Tuesday, November 30, 2010

today's top 5

It is safe to say that there is never a dull moment when teaching kindergarteners. I thought I'd share a few quick stories about my younguns, and so here are the top five recently:

5. My kids have a ton of energy, and that's fine... most kids do. However, they really get no time to run, jump, and simply blow off steam. They are frequently bouncing off the walls. To remedy this problem, I have regularly been taking them downstairs to the school gym and having them run laps. I remember hating this when I was in sports, but these kids LOVE IT! Just call me coach. ;)

4. Whenever you have 16 five year olds in a room together, there will undoubtedly be some... tension. You just can't put that many little kids together and expect them to get along. They deal with their frustrations in a number of ways: first they whine, then they tattle, then they resort to assault, and finally... if none of that works, they pull out the big guns:"(insert name) YOU ARE NOT MY FRIEND!" Ahhh...the adorable little sinners.

3. I was chatting with three of my little students one morning and one of them, being the "ego-boosting", admiring student that she is, says, "My daddy's muscles are bigger than yours, Teacher Ben!" Her friend, not to be outdone, states, "My daddy's muscles are as big as a mountain!" The final student, a little boy, then pipes up with, "My daddy knows how to make coffee." Definitely the winner.

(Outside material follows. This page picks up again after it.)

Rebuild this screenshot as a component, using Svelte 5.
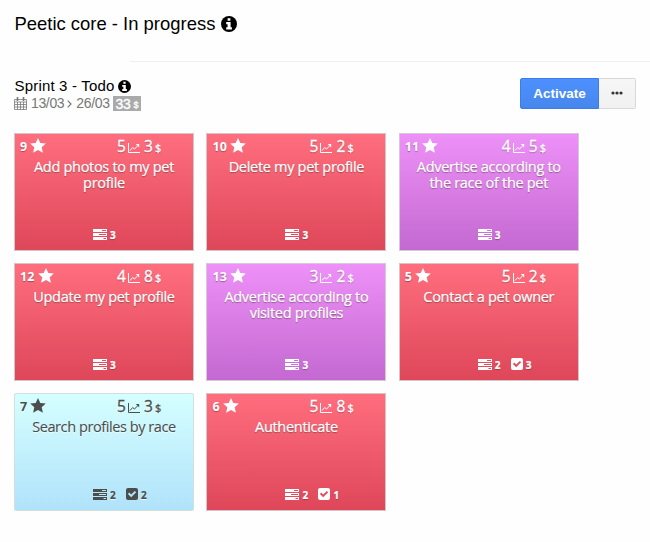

2. Today I walked past the bathroom and heard one of my little boys yelling for my co-teacher. I poked my head in and asked what he needed. "I need teacher Jessica to wipe my bum bum." I replied with a bit of amusement, "Why can't you wipe your own bum bum?" He paused for a second before stating the obvious, "I can't see my own bum bum." There you have it, folks. You can't argue with that.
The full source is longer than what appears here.